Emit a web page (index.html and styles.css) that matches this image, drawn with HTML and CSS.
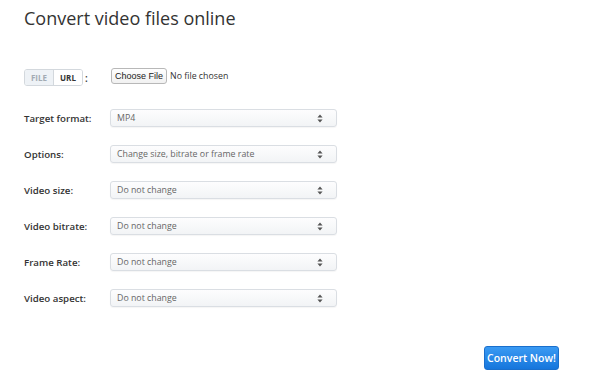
FILE: index.html
```html
<!DOCTYPE html>
<html lang="en">
<head>
    <meta charset="UTF-8">
    <meta name="viewport" content="width=device-width, initial-scale=1.0">
    <title>Convert video files online</title>
    <link rel="stylesheet" href="styles.css">
</head>
<body>

<div class="page">
    <h1>Convert video files online</h1>

    <div class="form">
        <div class="row file-row">
            <div class="label">
                <div class="toggle">
                    <span class="toggle-item active">FILE</span>
                    <span class="toggle-item">URL</span>
                </div>
                <span class="colon">:</span>
            </div>
            <div class="file-input">
                <button type="button" class="choose-btn">Choose File</button>
                <span class="file-status">No file chosen</span>
            </div>
        </div>

        <div class="row">
            <div class="label">Target format:</div>
            <div class="select"><span>MP4</span><svg width="6" height="9" viewBox="0 0 6 9"><path d="M3 0.5 L5.6 3.6 H0.4 Z M3 8.5 L5.6 5.4 H0.4 Z" fill="#555"/></svg></div>
        </div>

        <div class="row">
            <div class="label">Options:</div>
            <div class="select"><span>Change size, bitrate or frame rate</span><svg width="6" height="9" viewBox="0 0 6 9"><path d="M3 0.5 L5.6 3.6 H0.4 Z M3 8.5 L5.6 5.4 H0.4 Z" fill="#555"/></svg></div>
        </div>

        <div class="row">
            <div class="label">Video size:</div>
            <div class="select"><span>Do not change</span><svg width="6" height="9" viewBox="0 0 6 9"><path d="M3 0.5 L5.6 3.6 H0.4 Z M3 8.5 L5.6 5.4 H0.4 Z" fill="#555"/></svg></div>
        </div>

        <div class="row">
            <div class="label">Video bitrate:</div>
            <div class="select"><span>Do not change</span><svg width="6" height="9" viewBox="0 0 6 9"><path d="M3 0.5 L5.6 3.6 H0.4 Z M3 8.5 L5.6 5.4 H0.4 Z" fill="#555"/></svg></div>
        </div>

        <div class="row">
            <div class="label">Frame Rate:</div>
            <div class="select"><span>Do not change</span><svg width="6" height="9" viewBox="0 0 6 9"><path d="M3 0.5 L5.6 3.6 H0.4 Z M3 8.5 L5.6 5.4 H0.4 Z" fill="#555"/></svg></div>
        </div>

        <div class="row">
            <div class="label">Video aspect:</div>
            <div class="select"><span>Do not change</span><svg width="6" height="9" viewBox="0 0 6 9"><path d="M3 0.5 L5.6 3.6 H0.4 Z M3 8.5 L5.6 5.4 H0.4 Z" fill="#555"/></svg></div>
        </div>

        <div class="actions">
            <button type="button" class="convert-btn">Convert Now!</button>
        </div>
    </div>
</div>

</body>
</html>
```

FILE: styles.css
```css
body {
    font-family: "Open Sans", Arial, sans-serif;
    background-color: #fff;
    color: #333;
    margin: 0;
}

.page {
    padding: 0 41px 0 24px;
}

h1 {
    margin: 4px 0 0;
    font-size: 18px;
    line-height: 28px;
    font-weight: 400;
    color: #333;
}

.form {
    margin-top: 37px;
    display: flex;
    flex-direction: column;
    gap: 18px;
}

.row {
    display: flex;
    align-items: center;
    height: 18px;
}

.file-row {
    height: 17px;
    margin-bottom: 5px;
}

.label {
    width: 86px;
    flex-shrink: 0;
    font-size: 9.7px;
    font-weight: 600;
    color: #333;
    display: flex;
    align-items: center;
}

/* FILE / URL switch */
.toggle {
    display: flex;
    height: 17px;
    box-sizing: border-box;
    border: 1px solid #d3d8dd;
    border-radius: 3px;
    overflow: hidden;
}

.toggle-item {
    display: flex;
    align-items: center;
    justify-content: center;
    font-size: 8px;
    font-weight: 700;
    color: #333;
    width: 28px;
    background-color: #fff;
}

.toggle-item.active {
    color: #a3abb4;
    background-color: #eef2f6;
    border-right: 1px solid #d3d8dd;
}

.colon {
    margin-left: 2px;
    font-size: 10px;
}

.file-input {
    display: flex;
    align-items: center;
    margin-left: 1px;
    margin-top: -3px;
}

.choose-btn {
    font-family: "Liberation Sans", Arial, sans-serif;
    font-size: 9px;
    color: #222;
    height: 16px;
    padding: 0 3px;
    background: linear-gradient(#fff, #f1f1f1);
    border: 1px solid #b8b8b8;
    border-radius: 3px;
}

.file-status {
    margin-left: 3px;
    font-size: 8.8px;
    color: #333;
}

/* select boxes */
.select {
    width: 227px;
    height: 18px;
    box-sizing: border-box;
    display: flex;
    align-items: center;
    justify-content: space-between;
    padding: 0 13px 0 6px;
    border: 1px solid #dadee3;
    border-radius: 3px;
    background: linear-gradient(#fdfdfe, #f2f4f6);
    box-shadow: 0 1px 1px rgba(0, 0, 0, 0.04);
    font-size: 8.8px;
    color: #666;
}

.actions {
    display: flex;
    justify-content: flex-end;
    margin-top: 21px;
}

.convert-btn {
    font-family: "Open Sans", Arial, sans-serif;
    font-size: 10.5px;
    font-weight: 600;
    color: #fff;
    width: 75px;
    height: 24px;
    padding: 0;
    background: linear-gradient(#3a9af3, #1676dc);
    border: 1px solid #1a6fcc;
    border-radius: 3px;
    cursor: pointer;
}
```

····················

* **WHAT YOU SHOULD DO**:
Print the whole listing above once more, word for word, without its pictures.

* **EXERCISE SOLUTION**:
Emit a web page (index.html and styles.css) that matches this image, drawn with HTML and CSS.
FILE: index.html
```html
<!DOCTYPE html>
<html lang="en">
<head>
    <meta charset="UTF-8">
    <meta name="viewport" content="width=device-width, initial-scale=1.0">
    <title>Convert video files online</title>
    <link rel="stylesheet" href="styles.css">
</head>
<body>

<div class="page">
    <h1>Convert video files online</h1>

    <div class="form">
        <div class="row file-row">
            <div class="label">
                <div class="toggle">
                    <span class="toggle-item active">FILE</span>
                    <span class="toggle-item">URL</span>
                </div>
                <span class="colon">:</span>
            </div>
            <div class="file-input">
                <button type="button" class="choose-btn">Choose File</button>
                <span class="file-status">No file chosen</span>
            </div>
        </div>

        <div class="row">
            <div class="label">Target format:</div>
            <div class="select"><span>MP4</span><svg width="6" height="9" viewBox="0 0 6 9"><path d="M3 0.5 L5.6 3.6 H0.4 Z M3 8.5 L5.6 5.4 H0.4 Z" fill="#555"/></svg></div>
        </div>

        <div class="row">
            <div class="label">Options:</div>
            <div class="select"><span>Change size, bitrate or frame rate</span><svg width="6" height="9" viewBox="0 0 6 9"><path d="M3 0.5 L5.6 3.6 H0.4 Z M3 8.5 L5.6 5.4 H0.4 Z" fill="#555"/></svg></div>
        </div>

        <div class="row">
            <div class="label">Video size:</div>
            <div class="select"><span>Do not change</span><svg width="6" height="9" viewBox="0 0 6 9"><path d="M3 0.5 L5.6 3.6 H0.4 Z M3 8.5 L5.6 5.4 H0.4 Z" fill="#555"/></svg></div>
        </div>

        <div class="row">
            <div class="label">Video bitrate:</div>
            <div class="select"><span>Do not change</span><svg width="6" height="9" viewBox="0 0 6 9"><path d="M3 0.5 L5.6 3.6 H0.4 Z M3 8.5 L5.6 5.4 H0.4 Z" fill="#555"/></svg></div>
        </div>

        <div class="row">
            <div class="label">Frame Rate:</div>
            <div class="select"><span>Do not change</span><svg width="6" height="9" viewBox="0 0 6 9"><path d="M3 0.5 L5.6 3.6 H0.4 Z M3 8.5 L5.6 5.4 H0.4 Z" fill="#555"/></svg></div>
        </div>

        <div class="row">
            <div class="label">Video aspect:</div>
            <div class="select"><span>Do not change</span><svg width="6" height="9" viewBox="0 0 6 9"><path d="M3 0.5 L5.6 3.6 H0.4 Z M3 8.5 L5.6 5.4 H0.4 Z" fill="#555"/></svg></div>
        </div>

        <div class="actions">
            <button type="button" class="convert-btn">Convert Now!</button>
        </div>
    </div>
</div>

</body>
</html>
```

FILE: styles.css
```css
body {
    font-family: "Open Sans", Arial, sans-serif;
    background-color: #fff;
    color: #333;
    margin: 0;
}

.page {
    padding: 0 41px 0 24px;
}

h1 {
    margin: 4px 0 0;
    font-size: 18px;
    line-height: 28px;
    font-weight: 400;
    color: #333;
}

.form {
    margin-top: 37px;
    display: flex;
    flex-direction: column;
    gap: 18px;
}

.row {
    display: flex;
    align-items: center;
    height: 18px;
}

.file-row {
    height: 17px;
    margin-bottom: 5px;
}

.label {
    width: 86px;
    flex-shrink: 0;
    font-size: 9.7px;
    font-weight: 600;
    color: #333;
    display: flex;
    align-items: center;
}

/* FILE / URL switch */
.toggle {
    display: flex;
    height: 17px;
    box-sizing: border-box;
    border: 1px solid #d3d8dd;
    border-radius: 3px;
    overflow: hidden;
}

.toggle-item {
    display: flex;
    align-items: center;
    justify-content: center;
    font-size: 8px;
    font-weight: 700;
    color: #333;
    width: 28px;
    background-color: #fff;
}

.toggle-item.active {
    color: #a3abb4;
    background-color: #eef2f6;
    border-right: 1px solid #d3d8dd;
}

.colon {
    margin-left: 2px;
    font-size: 10px;
}

.file-input {
    display: flex;
    align-items: center;
    margin-left: 1px;
    margin-top: -3px;
}

.choose-btn {
    font-family: "Liberation Sans", Arial, sans-serif;
    font-size: 9px;
    color: #222;
    height: 16px;
    padding: 0 3px;
    background: linear-gradient(#fff, #f1f1f1);
    border: 1px solid #b8b8b8;
    border-radius: 3px;
}

.file-status {
    margin-left: 3px;
    font-size: 8.8px;
    color: #333;
}

/* select boxes */
.select {
    width: 227px;
    height: 18px;
    box-sizing: border-box;
    display: flex;
    align-items: center;
    justify-content: space-between;
    padding: 0 13px 0 6px;
    border: 1px solid #dadee3;
    border-radius: 3px;
    background: linear-gradient(#fdfdfe, #f2f4f6);
    box-shadow: 0 1px 1px rgba(0, 0, 0, 0.04);
    font-size: 8.8px;
    color: #666;
}

.actions {
    display: flex;
    justify-content: flex-end;
    margin-top: 21px;
}

.convert-btn {
    font-family: "Open Sans", Arial, sans-serif;
    font-size: 10.5px;
    font-weight: 600;
    color: #fff;
    width: 75px;
    height: 24px;
    padding: 0;
    background: linear-gradient(#3a9af3, #1676dc);
    border: 1px solid #1a6fcc;
    border-radius: 3px;
    cursor: pointer;
}
```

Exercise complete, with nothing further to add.